Step 3: Add entries to the amd74xx_pci_tbl (but before the terminating entry "{ 0, },").

There is an array of struct pci_device_id called amd74xx_pci_tbl. Entries need to be added here for nForce3/nForce4 support.

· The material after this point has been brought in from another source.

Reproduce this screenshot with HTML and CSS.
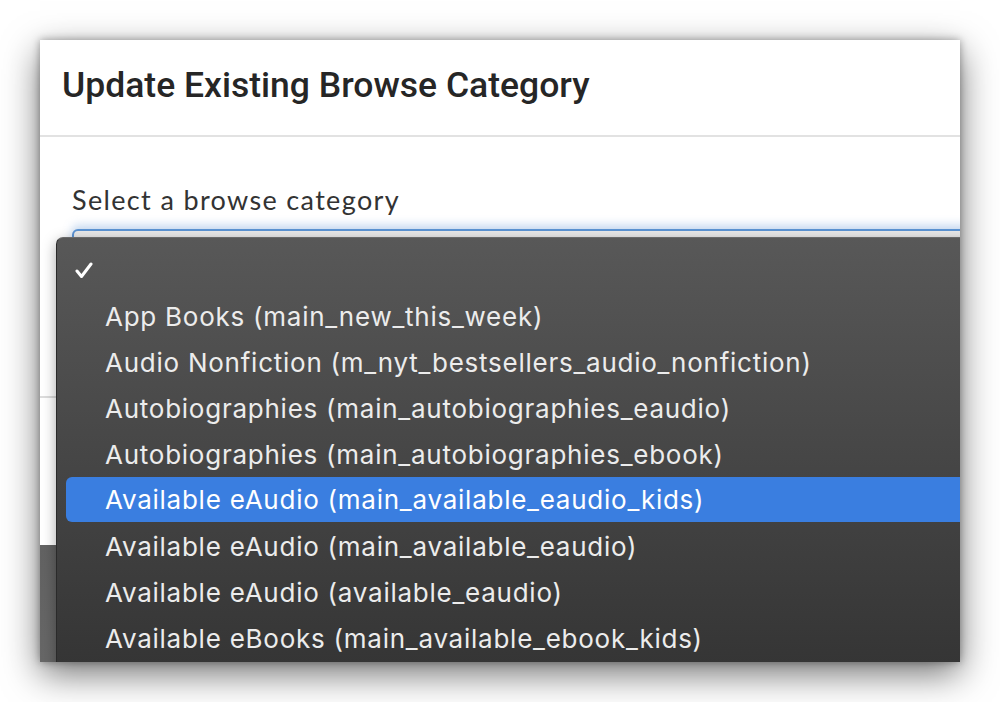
FILE: index.html
```html
<!DOCTYPE html>
<html>
<head>
<meta charset="utf-8">
<link rel="stylesheet" href="styles.css">
</head>
<body>
<div class="screen">
  <div class="modal">
    <div class="modal-header">
      <h4 class="modal-title">Update Existing Browse Category</h4>
    </div>
    <div class="modal-body">
      <label class="field-label">Select a browse category</label>
      <div class="select"></div>
    </div>
    <div class="modal-footer"></div>
  </div>
  <ul class="menu">
    <li class="item checked"><svg class="check" width="18" height="17" viewBox="0 0 18 17"><path d="M2 9 L6.5 14.5 L16 2" fill="none" stroke="#fff" stroke-width="3" stroke-linecap="round" stroke-linejoin="round"/></svg></li>
    <li class="item">App Books (main_new_this_week)</li>
    <li class="item">Audio Nonfiction (m_nyt_bestsellers_audio_nonfiction)</li>
    <li class="item">Autobiographies (main_autobiographies_eaudio)</li>
    <li class="item">Autobiographies (main_autobiographies_ebook)</li>
    <li class="item active">Available eAudio (main_available_eaudio_kids)</li>
    <li class="item">Available eAudio (main_available_eaudio)</li>
    <li class="item">Available eAudio (available_eaudio)</li>
    <li class="item">Available eBooks (main_available_ebook_kids)</li>
  </ul>
</div>
</body>
</html>
```

FILE: styles.css
```css
html, body {
  margin: 0;
  padding: 0;
  background: #ffffff;
}
body {
  padding: 40px;
}
.screen {
  position: relative;
  width: 920px;
  height: 622px;
  overflow: hidden;
  background: linear-gradient(#4c4c4c, #676767);
  box-shadow: 0 12px 34px rgba(0,0,0,0.55), 0 0 8px rgba(0,0,0,0.35);
}
.modal {
  width: 1000px;
  height: 505px;
  background: #ffffff;
  display: flex;
  flex-direction: column;
}
.modal-header {
  height: 97px;
  border-bottom: 2px solid #e2e2e2;
  display: flex;
  align-items: center;
  padding-left: 22px;
  padding-bottom: 6px;
  box-sizing: border-box;
}
.modal-title {
  margin: 0;
  font-family: Roboto, "Liberation Sans", sans-serif;
  font-weight: 500;
  font-size: 35.5px;
  color: #262626;
}
.modal-body {
  height: 261px;
  border-bottom: 2px solid #dcdcdc;
  padding: 45px 0 0 32px;
  box-sizing: border-box;
}
.field-label {
  display: block;
  font-family: Lato, "Open Sans", sans-serif;
  font-size: 27px;
  letter-spacing: 1.35px;
  color: #333;
  line-height: 36px;
}
.select {
  margin-top: 11px;
  height: 40px;
  border: 2px solid #5b93d3;
  border-radius: 6px;
  background: #eaeaea;
  box-shadow: 0 -4px 10px rgba(91,147,211,0.35);
}
.menu {
  position: absolute;
  left: 16px;
  top: 197px;
  width: 920px;
  height: 440px;
  margin: 0;
  padding: 9px 0 0;
  list-style: none;
  box-sizing: border-box;
  background: linear-gradient(#585858, #343434);
  border: 1px solid #2a2a2a;
  border-top-color: #6a6a6a;
  border-radius: 7px 0 0 0;
  box-shadow: 0 4px 14px rgba(0,0,0,0.35);
}
.item {
  height: 46px;
  margin: 0 0 0 9px;
  padding-left: 39px;
  display: flex;
  align-items: center;
  font-family: Inter, "Open Sans", sans-serif;
  font-size: 26px;
  letter-spacing: 0.75px;
  color: #ececec;
  border-radius: 6px 0 0 6px;
}
.item.checked {
  padding-left: 9px;
}
.item.active {
  background: #3a7ee0;
  color: #fff;
  height: 45px;
  margin-bottom: 1px;
}
```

    { PCI_VENDOR_ID_NVIDIA, PCI_DEVICE_ID_NVIDIA_NFORCE3_IDE, PCI_ANY_ID, PCI_ANY_ID, 0, 0, 9 },
    { PCI_VENDOR_ID_NVIDIA, PCI_DEVICE_ID_NVIDIA_NFORCE3S_IDE, PCI_ANY_ID, PCI_ANY_ID, 0, 0, 10 },
    { PCI_VENDOR_ID_NVIDIA, PCI_DEVICE_ID_NVIDIA_NFORCE3S_SATA, PCI_ANY_ID, PCI_ANY_ID, 0, 0, 11 },
    { PCI_VENDOR_ID_NVIDIA, PCI_DEVICE_ID_NVIDIA_NFORCE3S_SATA2, PCI_ANY_ID, PCI_ANY_ID, 0, 0, 12 },
    { PCI_VENDOR_ID_NVIDIA, PCI_DEVICE_ID_NVIDIA_NFORCE_CK804_IDE, PCI_ANY_ID, PCI_ANY_ID, 0, 0, 13 },
    { PCI_VENDOR_ID_NVIDIA, PCI_DEVICE_ID_NVIDIA_NFORCE_CK804_SATA, PCI_ANY_ID, PCI_ANY_ID, 0, 0, 14 },
    { PCI_VENDOR_ID_NVIDIA, PCI_DEVICE_ID_NVIDIA_NFORCE_CK804_SATA2, PCI_ANY_ID, PCI_ANY_ID, 0, 0, 15 },
    { PCI_VENDOR_ID_NVIDIA, PCI_DEVICE_ID_NVIDIA_NFORCE_MCP04_IDE, PCI_ANY_ID, PCI_ANY_ID, 0, 0, 16 },
    { PCI_VENDOR_ID_NVIDIA, PCI_DEVICE_ID_NVIDIA_NFORCE_MCP04_SATA, PCI_ANY_ID, PCI_ANY_ID, 0, 0, 17 },
    { PCI_VENDOR_ID_NVIDIA, PCI_DEVICE_ID_NVIDIA_NFORCE_MCP04_SATA2, PCI_ANY_ID, PCI_ANY_ID, 0, 0, 18 },

The number at the end of each entry (9 through 18) refers to the the corresponding entries (numbering starts with 0) in the amd_ide_chips table. For example, counting down in the amd_ide_chips table, the 9th entry (starting the count with 0) should correspond with the PCI_DEVICE_ID_NVIDIA_NFORCE3_IDE entry. If it doesn't correspond, the numbers in the entries of amd74xx_pci_tbl will need to be adjusted accordingly.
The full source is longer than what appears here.